Does Your Siri Make You Smile: The Nuts and Bolts of AI Comedy

I wrote for a robot one summer during graduate school, one of about six part-time jobs I took between school years (along with university "telefunder," lab rat, health/fitness teacher to girls in the inner city, and data entrant). It was a fantastic experience to bring personality to a rudimentary AI creation and work with a team of writers and robotic engineers. Our robo-ceptionist had high hopes of becoming a lounge singer, had to navigate the world of dating a Chevy Impala, and still encountered arguments with her overbearing Motherboard--all the while having the map of the building on hand to assist visitors finding their way around the facility.

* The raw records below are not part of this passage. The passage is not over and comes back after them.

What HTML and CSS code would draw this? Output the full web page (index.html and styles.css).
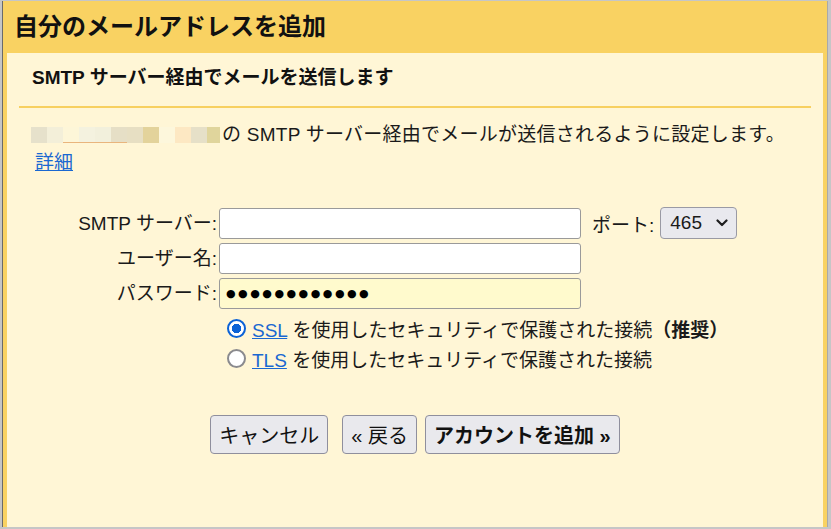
FILE: index.html
```html
<!DOCTYPE html>
<html lang="ja">
<head>
<meta charset="utf-8">
<title>自分のメールアドレスを追加</title>
<link rel="stylesheet" href="styles.css">
</head>
<body>
<div class="window">
  <div class="dialog">
    <div class="header">
      <h1 class="title">自分のメールアドレスを追加</h1>
    </div>
    <div class="panel">
      <h2 class="subtitle">SMTP サーバー経由でメールを送信します</h2>
      <div class="intro">
        <p class="desc"><span class="masked"><span class="blk b1"></span><span class="blk b2"></span><span class="blk b3 ul"></span><span class="blk b4 ul"></span><span class="blk b5 ul"></span><span class="blk b6 ul"></span><span class="blk b7"></span><span class="blk b8"></span><span class="blk b9"></span><span class="blk b10"></span><span class="blk b11"></span><span class="blk b12"></span></span>の SMTP サーバー経由でメールが送信されるように設定します。</p>
        <p class="more"><a class="link" href="#">詳細</a></p>
      </div>
      <div class="form">
        <label class="label" for="smtp">SMTP サーバー:</label>
        <div class="field-row">
          <input class="input" id="smtp" type="text">
          <span class="port-label">ポート:</span>
          <div class="select"><span class="select-value">465</span><svg class="chev" width="12" height="8" viewBox="0 0 12 8"><path d="M1.5 1.5 L6 6 L10.5 1.5" fill="none" stroke="#1f1f1f" stroke-width="2.2" stroke-linecap="round" stroke-linejoin="round"/></svg></div>
        </div>
        <label class="label" for="user">ユーザー名:</label>
        <div class="field-row">
          <input class="input" id="user" type="text">
        </div>
        <label class="label" for="pass">パスワード:</label>
        <div class="field-row">
          <div class="input input-pass" id="pass"><span class="dots">●●●●●●●●●●●●</span></div>
        </div>
        <div class="radios">
          <div class="radio-row">
            <span class="radio checked"></span>
            <span class="radio-text"><a class="link" href="#">SSL</a> を使用したセキュリティで保護された接続<b class="rec">（推奨）</b></span>
          </div>
          <div class="radio-row">
            <span class="radio"></span>
            <span class="radio-text"><a class="link" href="#">TLS</a> を使用したセキュリティで保護された接続</span>
          </div>
        </div>
      </div>
      <div class="buttons">
        <button class="btn btn-cancel" type="button">キャンセル</button>
        <button class="btn btn-back" type="button">« 戻る</button>
        <button class="btn btn-add" type="button">アカウントを追加 »</button>
      </div>
    </div>
  </div>
</div>
</body>
</html>
```

FILE: styles.css
```css
html, body {
  margin: 0;
  padding: 0;
}
body {
  width: 831px;
  height: 529px;
  overflow: hidden;
  background: #c6c6c6;
  font-family: "Liberation Sans", "Noto Sans CJK JP", sans-serif;
  color: #1a1a1a;
}
.window {
  height: 529px;
  box-sizing: border-box;
  padding: 1px 3px 2px 2px;
  display: flex;
}
.dialog {
  flex: 1;
  display: flex;
  flex-direction: column;
  background: #f9d262;
  border-left: 1px solid #6a6a6a;
  border-right: 1px solid #a9a9a9;
  padding: 0 4px;
}
.header {
  height: 52px;
  display: flex;
  align-items: center;
  flex-shrink: 0;
}
.title {
  margin: 0;
  padding-left: 7px;
  font-size: 24px;
  font-weight: bold;
  line-height: 30px;
  color: #111;
}
.panel {
  flex: 1;
  background: #fff6d6;
  padding: 0 12px;
}
.subtitle {
  margin: 0;
  font-size: 19px;
  font-weight: bold;
  line-height: 24px;
  padding: 13px 0 16px 13px;
  border-bottom: 2px solid #f7d060;
  color: #111;
}
.intro {
  margin-top: 13px;
  font-size: 19px;
  line-height: 28px;
}
.desc, .more {
  margin: 0;
  padding-left: 16px;
}
.desc {
  letter-spacing: 0.25px;
}
.masked {
  display: inline-flex;
  margin-left: -4px;
  margin-right: 2px;
  vertical-align: -2px;
}
.blk {
  width: 16px;
  height: 16px;
  box-sizing: border-box;
}
.blk.ul { border-bottom: 1px solid #e9b57d; }
.b1 { background: #e6e1cb; }
.b2 { background: #f3efd9; }
.b3 { background: #fdf6d8; }
.b4 { background: #f4f2df; }
.b5 { background: #f2f0dc; }
.b6 { background: #e6dfc6; }
.b7 { background: #e7dfc3; }
.b8 { background: #e3d39b; }
.b9 { background: #fdf7dc; }
.b10 { background: #fde8c3; }
.b11 { background: #e6e0c8; }
.b12 { background: #e0d59c; width: 13px; }
.link {
  color: #1a68d1;
  text-decoration: underline;
}
.form {
  margin-top: 31px;
  display: grid;
  grid-template-columns: 198px auto;
  column-gap: 2px;
  row-gap: 4px;
  font-size: 19px;
}
.label {
  text-align: right;
  align-self: center;
  line-height: 24px;
  white-space: nowrap;
}
.field-row {
  display: flex;
  align-items: center;
}
.input {
  width: 362px;
  height: 31px;
  box-sizing: border-box;
  border: 1px solid #9a9a9a;
  border-radius: 3px;
  background: #fff;
  margin: 0;
  padding: 0 6px;
  font-size: 16px;
  font-family: inherit;
}
.input-pass {
  background: #fffacd;
  display: flex;
  align-items: center;
}
.dots {
  font-family: "DejaVu Sans", sans-serif;
  font-size: 11px;
  letter-spacing: 2.5px;
  line-height: 1;
  color: #000;
}
.port-label {
  margin-left: 11px;
  white-space: nowrap;
}
.select {
  margin-left: 6px;
  width: 77px;
  height: 32px;
  box-sizing: border-box;
  border: 1px solid #9a9aa4;
  border-radius: 4px;
  background: #e9e9ee;
  display: flex;
  align-items: center;
  padding-left: 9px;
  margin-top: -2px;
}
.select-value {
  font-size: 19px;
}
.chev {
  margin-left: 14px;
}
.radios {
  grid-column: 2;
  padding-left: 8px;
}
.radio-row {
  height: 30px;
  display: flex;
  align-items: center;
  gap: 6px;
  white-space: nowrap;
}
.radio {
  width: 19px;
  height: 19px;
  box-sizing: border-box;
  border-radius: 50%;
  border: 2.5px solid #8a8a8e;
  background: #fff;
  flex-shrink: 0;
}
.radio.checked {
  border: 2.5px solid #0b62d6;
  background: radial-gradient(circle, #0b62d6 0 4.5px, #fff 5px);
}
.rec {
  font-weight: bold;
}
.buttons {
  margin-top: 42px;
  display: flex;
  justify-content: center;
}
.btn {
  height: 39px;
  box-sizing: border-box;
  border: 1px solid #8f8f9d;
  border-radius: 4px;
  background: #e9e9ed;
  color: #111;
  font-family: inherit;
  font-size: 20px;
  padding: 0 8px;
  margin: 0;
}
.btn-cancel { margin-right: 14px; }
.btn-back { margin-right: 8px; }
.btn-add { font-weight: bold; }
```
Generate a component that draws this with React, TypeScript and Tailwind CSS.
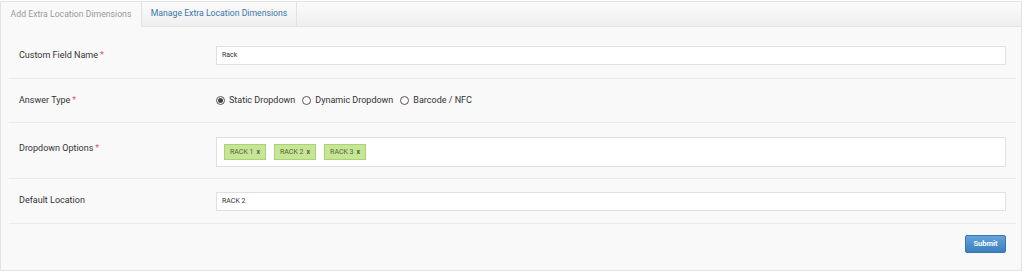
import React from "react";

function Radio({ checked, label }: { checked?: boolean; label: string }) {
  return (
    <label className="flex items-center gap-[4px] mr-[7px]">
      <span className="w-[9px] h-[9px] rounded-full border border-[#555] bg-white flex items-center justify-center">
        {checked && <span className="w-[5px] h-[5px] rounded-full bg-[#444]" />}
      </span>
      <span>{label}</span>
    </label>
  );
}

function Tag({ label }: { label: string }) {
  return (
    <span className="h-[16px] px-[5px] flex items-center gap-[3px] bg-[#c6e596] border border-[#aad470] text-[#4e6b2c] text-[7px] mr-[8px]">
      <span>{label}</span>
      <span className="font-bold">x</span>
    </span>
  );
}

function Label({ text, req }: { text: string; req?: boolean }) {
  return (
    <div className="w-[197px] shrink-0 text-[9px] text-[#333]">
      {text}
      {req && <span className="text-[#e05a5a] ml-[2px]">*</span>}
    </div>
  );
}

export default function App() {
  return (
    <div
      className="w-[1022px] h-[270px] mt-[1px] border border-[#e3e3e3] bg-[#f9f9f9] flex flex-col"
      style={{ fontFamily: "Roboto, 'Liberation Sans', sans-serif" }}
    >
      <div className="h-[25px] flex bg-gradient-to-b from-[#fbfbfb] to-[#efefef] border-b border-[#e2e2e2] text-[8.7px]">
        <div className="w-[141px] -mb-[1px] bg-[#f9f9f9] border-r border-[#e2e2e2] flex items-center justify-center text-[#9a9a9a]">
          Add Extra Location Dimensions
        </div>
        <div className="w-[155px] border-r border-[#e2e2e2] flex items-center justify-center text-[#3a77a8]">
          Manage Extra Location Dimensions
        </div>
      </div>
      <div className="pl-[8px] pr-[5px] flex flex-col">
        <div className="h-[52px] border-b border-[#ececec] px-[10px] pt-[19px] flex">
          <div className="h-[19px] flex items-center">
            <Label text="Custom Field Name" req />
          </div>
          <div className="flex-1 h-[19px] bg-white border border-[#e0e0e0] flex items-center px-[5px] text-[7px] text-[#333]">
            Rack
          </div>
        </div>
        <div className="h-[44px] border-b border-[#ececec] px-[10px] flex items-center">
          <Label text="Answer Type" req />
          <div className="flex items-center text-[9px] text-[#333]">
            <Radio checked label="Static Dropdown" />
            <Radio label="Dynamic Dropdown" />
            <Radio label="Barcode / NFC" />
          </div>
        </div>
        <div className="h-[56px] border-b border-[#ececec] px-[10px] pt-[14px] flex">
          <div className="pt-[5px]">
            <Label text="Dropdown Options" req />
          </div>
          <div className="flex-1 h-[30px] bg-white border border-[#e0e0e0] flex items-center px-[7px]">
            <Tag label="RACK 1" />
            <Tag label="RACK 2" />
            <Tag label="RACK 3" />
          </div>
        </div>
        <div className="h-[45px] border-b border-[#ececec] px-[10px] flex items-center">
          <Label text="Default Location" />
          <div className="flex-1 h-[19px] bg-white border border-[#e0e0e0] flex items-center px-[5px] text-[7px] text-[#333]">
            RACK 2
          </div>
        </div>
        <div className="px-[10px] pt-[11px] flex justify-end">
          <button className="w-[41px] h-[18px] rounded-[2px] border border-[#3a75ad] bg-gradient-to-b from-[#62a3da] to-[#3c7fbf] text-white text-[7.5px] font-bold">
            Submit
          </button>
        </div>
      </div>
    </div>
  );
}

One of the the joys and challenges of writing for her was to preempt possible questions, and create responses that were appropriate, witty, and within the character of the robot we'd assisted breathing life into.

Artificial Intelligence has advanced in leaps and bounds since I participated in this project well over a decade ago. We now have Alexa, Siri, and Poncho, to name a few. We're not quite to the level of Her, but hey, even I have some fondness for my Australian Male Siri. And this morning, when I asked him how I looked, and he told me, "Well, if I had to guess, I'd say you look mahvelous," well...maybe my cold human heart melted just a little...

So what is in the minds of these writers who give us our affectionate and/or sassy little bots? Katharine Schwab gives us a closer look in her article, The Daunting Task Of Making AI Funny.  She illustrates the challenges of using humor in AI, and how the writers meet them. Many of the writers come from a background in improvisation, and use this to their advantage when creating personalities.

[Sarah] Wulfeck [creative director of Pullstring] thinks of writing for chatbots like writing a script for only one half of the conversation—the other half is an improv partner. - Fast Code Design

Furthermore, it's important that our little bot-friends have a thick skin. If you've ever tried to insult Alexa, like my children have, then you'll know she has a polite comeback for everything. The patience of a nuts-and-bolts-saint. Cofounder of Howdy AI (Howdy is "a friendly, trainable bot that helps Slack teams with work"), Ben Brown, told Ms. Schwab:

"We have an approach that our bot always seeks to take the responsibility for the problem," he says. "It bends over backward to accept the blame and self-deprecatingly blame it on its own technology. Things like, 'gosh, with all this computing power available to me, I still can’t figure out what you’re trying to say.' It jokes about its inability to laugh or ability to know what the real joke is." - Fast Code Design

Maybe the bots should take to politics???

So, for now, yes, these bots have limitations, but writers have found some pretty entertaining creative ways around them. And if you have the time and patience to amuse yourself with your own little sidekick, you might discover some of these "easter eggs," giving a little nod to some screenwriter out there who's found a job in the aging 21st Century.